Изменить размер шрифта - +
Корнелий пил мало, мрачно молчал, о чем-то сосредоточенно думал, отсутствующе глядя прямо перед собой. Солтан, хотя и пил почти на равных с Федором, казался трезвым и с интересом, оценивающе присматривался к своим новым друзьям. После того вечера, когда их свел Степан Якуб, они встречались лишь несколько раз — по ночам, в недостроенном доме сестры Федора — Агафьи Препелицы. Говорили о том о сем, поругивали новые порядки и, конечно, колхозы. С Федором ему в общем все было ясно: недалекий забулдыга, дезертир трудового фронта, лодырь, озабоченный, главным образом, едой и питьем. Документов у него никаких нет, вот и прячется от властей. Корнелий больше отмалчивался, рассказывал о себе скупо, неохотно. Сказал лишь, что отец его — сельский священник, а сам он до войны учился в лицее.

— Хорошо гуляем! — осклабился в пьяной улыбке Федор. — Музыки только не хватает. Да вот же музыка! — вспомнил он о патефоне, лежащем в углу, за мешком.

— Оставь эту шарманку, все равно пластинок нет. Забыли захватить. И черт с ними, все равно ничего подходящего у этого Настаса не нашлось бы. Ерунда всякая, вроде ихней «Катюши». Будет тебе сейчас другая музыка, Федя.

Солтан, отодвинув бутылки и банки, поставил на освободившееся на столе место батарейный приемник, уверенно, со знанием дела настроил на одну из коротковолновых станций. Землянку заполнили звуки джазовой музыки. Федор вскочил, кривляясь, начал приплясывать. Музыка смолкла, и диктор мягким вкрадчивым голосом объявил уважаемым советским радиослушателям, что сейчас перед ними выступит их бывший соотечественник, который выбрал свободу.

— Это станция американская, — с важным видом пояснил Солтан. — «Голос Америки» называется.

— Американская? — удивился Федор. — А почему он на нашем языке говорит?

— Чудак, думаешь, там наших нет? Сколько хочешь.

Человек у микрофона говорил о том, как ему удалось вырваться из коммунистического ада на свободу, и почему именно выбрал он эту самую свободу. Из его слов выходило, что если и есть на земле рай, то он находится там, в той свободной и богатой Америке, где ему посчастливилось теперь жить. Еще он сказал, что всегда помнит о своих несчастных братьях и сестрах, стонущих под игом большевистской тирании, и выражает им свое искреннее сочувствие. В заключение он заверил своих несчастных соотечественников, что час освобождения от тирании близок.

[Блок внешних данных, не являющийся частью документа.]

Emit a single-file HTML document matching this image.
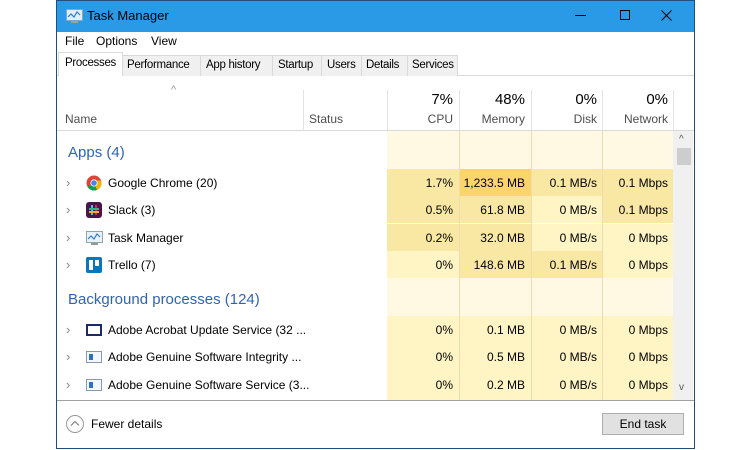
<!DOCTYPE html>
<html><head><meta charset="utf-8"><style>
*{margin:0;padding:0;box-sizing:border-box}
body{width:750px;height:450px;background:#fff;font-family:"Segoe UI","Liberation Sans",sans-serif;font-size:12px;color:#000;position:relative;overflow:hidden}
.a{position:absolute}
.win{left:56px;top:0;width:639px;height:449px;border:1px solid #1f4f7a;background:#fff}
.t{white-space:nowrap}
.r{text-align:right}
.c{position:absolute;height:27px;}
.L{background:#fff4c4}.M{background:#f9e8a4}.O{background:#fcd46c}.G{background:#fff8e3}
.sep{position:absolute;width:1px;background:#ecdcb0}
.hs{position:absolute;width:1px;background:#e3e3e3;top:90px;height:40px}
.chev{color:#888;font-size:13px}
.tab{font-size:11.5px;letter-spacing:-0.3px}
</style></head><body>
<div class="a win">
 <div class="a" style="left:0;top:0;width:637px;height:31px;background:#2b9ae6"></div>
</div>
<!-- title -->
<svg class="a" style="left:66px;top:9px" width="17" height="14" viewBox="0 0 17 14"><rect x="0.5" y="0.5" width="16" height="11" fill="#dfeefa" stroke="#7fa9cc"/><polyline points="2,8 5,5 8,8 11,3 14,6" fill="none" stroke="#3a7bbf" stroke-width="1.2"/><rect x="5" y="12" width="7" height="2" fill="#8aa"/></svg>
<div class="a t" style="left:87px;top:8px;font-size:13px;color:#000">Task Manager</div>
<div class="a" style="left:575px;top:15px;width:11px;height:1px;background:#000"></div>
<div class="a" style="left:620px;top:10px;width:10px;height:10px;border:1px solid #000"></div>
<svg class="a" style="left:661px;top:10px" width="11" height="11" viewBox="0 0 11 11"><path d="M0.5 0.5L10.5 10.5M10.5 0.5L0.5 10.5" stroke="#000" stroke-width="1"/></svg>
<!-- menu -->
<div class="a t" style="left:65px;top:34px">File</div>
<div class="a t" style="left:96px;top:34px">Options</div>
<div class="a t" style="left:151px;top:34px">View</div>
<div class="a" style="left:57px;top:75px;width:637px;height:1px;background:#d9d9d9"></div>
<!-- tabs -->
<div class="a" style="left:122px;top:55px;width:336px;height:21px;background:#f0f0f0;border:1px solid #d9d9d9;border-bottom:none"></div>
<div class="a" style="left:58px;top:52px;width:65px;height:24px;background:#fff;border:1px solid #d9d9d9;border-bottom:none"></div>
<div class="a t tab" style="left:65px;top:57px">Processes</div>
<div class="a t tab" style="left:127px;top:59px">Performance</div>
<div class="a" style="left:200px;top:56px;width:1px;height:20px;background:#d9d9d9"></div>
<div class="a t tab" style="left:206px;top:59px">App history</div>
<div class="a" style="left:272px;top:56px;width:1px;height:20px;background:#d9d9d9"></div>
<div class="a t tab" style="left:278px;top:59px">Startup</div>
<div class="a" style="left:321px;top:56px;width:1px;height:20px;background:#d9d9d9"></div>
<div class="a t tab" style="left:327px;top:59px">Users</div>
<div class="a" style="left:361px;top:56px;width:1px;height:20px;background:#d9d9d9"></div>
<div class="a t tab" style="left:366px;top:59px">Details</div>
<div class="a" style="left:407px;top:56px;width:1px;height:20px;background:#d9d9d9"></div>
<div class="a t tab" style="left:412px;top:59px">Services</div>
<!-- header -->
<div class="a t" style="left:171px;top:84px;color:#999;font-size:11px">^</div>
<div class="a t" style="left:65px;top:112px;color:#4d4d4d">Name</div>
<div class="hs" style="left:303px"></div>
<div class="a t" style="left:309px;top:112px;color:#4d4d4d">Status</div>
<div class="hs" style="left:387px"></div>
<div class="hs" style="left:459px"></div>
<div class="hs" style="left:531px"></div>
<div class="hs" style="left:602px"></div>
<div class="hs" style="left:673px"></div>
<div class="a r" style="left:387px;width:66px;top:91px;font-size:15px">7%</div>
<div class="a r" style="left:387px;width:66px;top:112px;color:#4d4d4d">CPU</div>
<div class="a r" style="left:459px;width:66px;top:91px;font-size:15px">48%</div>
<div class="a r" style="left:459px;width:66px;top:112px;color:#4d4d4d">Memory</div>
<div class="a r" style="left:531px;width:66px;top:91px;font-size:15px">0%</div>
<div class="a r" style="left:531px;width:66px;top:112px;color:#4d4d4d">Disk</div>
<div class="a r" style="left:602px;width:66px;top:91px;font-size:15px">0%</div>
<div class="a r" style="left:602px;width:66px;top:112px;color:#4d4d4d">Network</div>
<div class="a" style="left:57px;top:130px;width:637px;height:1px;background:#d9d9d9"></div>
<!-- data cells background -->
<div class="c G" style="left:387px;top:131px;width:286px;height:38px"></div>
<div class="c M" style="left:387px;top:169px;width:72px"></div><div class="c O" style="left:459px;top:169px;width:72px"></div><div class="c M" style="left:531px;top:169px;width:71px"></div><div class="c M" style="left:602px;top:169px;width:71px"></div>
<div class="c M" style="left:387px;top:196px;width:72px"></div><div class="c M" style="left:459px;top:196px;width:72px"></div><div class="c L" style="left:531px;top:196px;width:71px"></div><div class="c M" style="left:602px;top:196px;width:71px"></div>
<div class="c M" style="left:387px;top:224px;width:72px"></div><div class="c M" style="left:459px;top:224px;width:72px"></div><div class="c L" style="left:531px;top:224px;width:71px"></div><div class="c L" style="left:602px;top:224px;width:71px"></div>
<div class="c L" style="left:387px;top:251px;width:72px"></div><div class="c M" style="left:459px;top:251px;width:72px"></div><div class="c M" style="left:531px;top:251px;width:71px"></div><div class="c L" style="left:602px;top:251px;width:71px"></div>
<div class="c G" style="left:387px;top:278px;width:286px;height:38px"></div>
<div class="c L" style="left:387px;top:316px;width:286px;height:84px"></div>
<div class="sep" style="left:459px;top:131px;height:269px"></div>
<div class="sep" style="left:531px;top:131px;height:269px"></div>
<div class="sep" style="left:602px;top:131px;height:269px"></div>
<!-- scrollbar -->
<div class="a" style="left:673px;top:131px;width:20px;height:269px;background:#f0f0f0"></div>
<div class="a t" style="left:679px;top:134px;font-size:10px;color:#555">^</div>
<div class="a" style="left:677px;top:148px;width:14px;height:17px;background:#cdcdcd"></div>
<div class="a t" style="left:679px;top:382px;font-size:10px;color:#555">v</div>
<!-- groups -->
<div class="a t" style="left:68px;top:144px;font-size:15px;color:#2f64b4">Apps (4)</div>
<div class="a t" style="left:68px;top:291px;font-size:15px;color:#2f64b4">Background processes (124)</div>
<!-- rows -->
<div class="a t chev" style="left:66px;top:175px">›</div>
<svg class="a" style="left:86px;top:175px" width="16" height="16" viewBox="0 0 16 16"><circle cx="8" cy="8" r="7.5" fill="#db4437"/><path d="M8 8 L1.5 11.8 A7.5 7.5 0 0 0 11 14.9Z" fill="#0f9d58"/><path d="M8 8 L11 14.9 A7.5 7.5 0 0 0 15 5.5 L8 5.5Z" fill="#f4b400"/><circle cx="8" cy="8" r="3.6" fill="#fff"/><circle cx="8" cy="8" r="2.8" fill="#4285f4"/></svg>
<div class="a t" style="left:108px;top:176px">Google Chrome (20)</div>
<div class="a t chev" style="left:66px;top:202px">›</div>
<div class="a" style="left:86px;top:202px;width:16px;height:16px;background:#4a154b;border-radius:3px"></div>
<div class="a" style="left:91px;top:205px;width:2px;height:10px;background:#36c5f0"></div><div class="a" style="left:95px;top:205px;width:2px;height:10px;background:#e01e5a"></div><div class="a" style="left:89px;top:208px;width:10px;height:2px;background:#2eb67d"></div><div class="a" style="left:89px;top:211px;width:10px;height:2px;background:#ecb22e"></div>
<div class="a t" style="left:108px;top:203px">Slack (3)</div>
<div class="a t chev" style="left:66px;top:230px">›</div>
<svg class="a" style="left:86px;top:231px" width="17" height="14" viewBox="0 0 17 14"><rect x="0.5" y="0.5" width="16" height="11" fill="#e8f1f8" stroke="#8aa"/><polyline points="2,8 5,5 8,8 11,3 14,6" fill="none" stroke="#3a7bbf" stroke-width="1.2"/><rect x="5" y="12" width="7" height="2" fill="#999"/></svg>
<div class="a t" style="left:108px;top:231px">Task Manager</div>
<div class="a t chev" style="left:66px;top:257px">›</div>
<div class="a" style="left:86px;top:257px;width:16px;height:16px;background:#0079bf;border-radius:2px"></div>
<div class="a" style="left:89px;top:260px;width:4px;height:10px;background:#fff"></div><div class="a" style="left:95px;top:260px;width:4px;height:6px;background:#fff"></div>
<div class="a t" style="left:108px;top:258px">Trello (7)</div>
<div class="a t chev" style="left:66px;top:322px">›</div>
<div class="a" style="left:86px;top:324px;width:16px;height:12px;border:2px solid #1a2a6c"></div>
<div class="a t" style="left:108px;top:323px">Adobe Acrobat Update Service (32 ...</div>
<div class="a t chev" style="left:66px;top:349px">›</div>
<div class="a" style="left:86px;top:351px;width:16px;height:12px;border:1px solid #8a9aae;background:#f4f7fb"></div><div class="a" style="left:89px;top:354px;width:4px;height:6px;background:#2f6fc7"></div>
<div class="a t" style="left:108px;top:350px">Adobe Genuine Software Integrity ...</div>
<div class="a t chev" style="left:66px;top:377px">›</div>
<div class="a" style="left:86px;top:379px;width:16px;height:12px;border:1px solid #8a9aae;background:#f4f7fb"></div><div class="a" style="left:89px;top:382px;width:4px;height:6px;background:#2f6fc7"></div>
<div class="a t" style="left:108px;top:378px">Adobe Genuine Software Service (3...</div>
<!-- values -->
<div class="a r" style="left:387px;width:66px;top:176px">1.7%</div><div class="a r" style="left:459px;width:66px;top:176px">1,233.5 MB</div><div class="a r" style="left:531px;width:66px;top:176px">0.1 MB/s</div><div class="a r" style="left:602px;width:66px;top:176px">0.1 Mbps</div>
<div class="a r" style="left:387px;width:66px;top:203px">0.5%</div><div class="a r" style="left:459px;width:66px;top:203px">61.8 MB</div><div class="a r" style="left:531px;width:66px;top:203px">0 MB/s</div><div class="a r" style="left:602px;width:66px;top:203px">0.1 Mbps</div>
<div class="a r" style="left:387px;width:66px;top:231px">0.2%</div><div class="a r" style="left:459px;width:66px;top:231px">32.0 MB</div><div class="a r" style="left:531px;width:66px;top:231px">0 MB/s</div><div class="a r" style="left:602px;width:66px;top:231px">0 Mbps</div>
<div class="a r" style="left:387px;width:66px;top:258px">0%</div><div class="a r" style="left:459px;width:66px;top:258px">148.6 MB</div><div class="a r" style="left:531px;width:66px;top:258px">0.1 MB/s</div><div class="a r" style="left:602px;width:66px;top:258px">0 Mbps</div>
<div class="a r" style="left:387px;width:66px;top:323px">0%</div><div class="a r" style="left:459px;width:66px;top:323px">0.1 MB</div><div class="a r" style="left:531px;width:66px;top:323px">0 MB/s</div><div class="a r" style="left:602px;width:66px;top:323px">0 Mbps</div>
<div class="a r" style="left:387px;width:66px;top:350px">0%</div><div class="a r" style="left:459px;width:66px;top:350px">0.5 MB</div><div class="a r" style="left:531px;width:66px;top:350px">0 MB/s</div><div class="a r" style="left:602px;width:66px;top:350px">0 Mbps</div>
<div class="a r" style="left:387px;width:66px;top:378px">0%</div><div class="a r" style="left:459px;width:66px;top:378px">0.2 MB</div><div class="a r" style="left:531px;width:66px;top:378px">0 MB/s</div><div class="a r" style="left:602px;width:66px;top:378px">0 Mbps</div>
<!-- footer -->
<div class="a" style="left:57px;top:400px;width:637px;height:1px;background:#a0a0a0"></div>
<div class="a" style="left:66px;top:415px;width:18px;height:18px;border:1px solid #999;border-radius:50%"></div>
<svg class="a" style="left:70px;top:420px" width="10" height="7" viewBox="0 0 10 7"><path d="M1 5.5L5 1.5L9 5.5" fill="none" stroke="#777" stroke-width="1"/></svg>
<div class="a t" style="left:91px;top:417px">Fewer details</div>
<div class="a" style="left:602px;top:413px;width:82px;height:22px;background:#e1e1e1;border:1px solid #adadad"></div>
<div class="a t r" style="left:602px;width:82px;text-align:center;top:417px">End task</div>
</body></html>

Федор, недовольный тем, что музыка кончилась, слушал вполуха, занятый дальнейшим изучением содержимого мешков. Корнелий же, казалось, забыв обо всем, приник к приемнику, жадно ловя каждое слово.

— Все бы отдал, чтобы оказаться там, — мечтательно произнес он, когда заокеанский голос смолк.

Солтан изучающе всмотрелся в его хмурое болезненное лицо.

— И я тоже, Корнелий… Но как это сделать?

— Он же вот сделал, — Корнелий ткнул рукой в приемник. — А мы чем хуже? Надо попробовать.

— После поговорим, — Солтан оглянулся на Федора. — Вдвоем.

Все трое курили папиросы одну за другой, и маленькая, плохо проветриваемая землянка наполнилась клубами дыма. Григорий поднялся наверх — глотнуть свежего воздуха и осмотреться. Солнце уже клонилось к закату, и в его косых лучах нежно зеленели первые, только распустившиеся листочки. Даже днем землянку почти не было видно. «Воткнуть бы еще на крышу несколько зеленых веток — для маскировки, вообще никто не заметит, — подумалось Солтану. — Только вот когда листья распустятся, я буду далеко, очень далеко отсюда. А пока можно и здесь пожить. В село, к дядьке, возвращаться теперь опасно».

Спустившись в землянку, он увидел в руках Корнелия свой пистолет, причем ствол был направлен прямо на него, Солтана.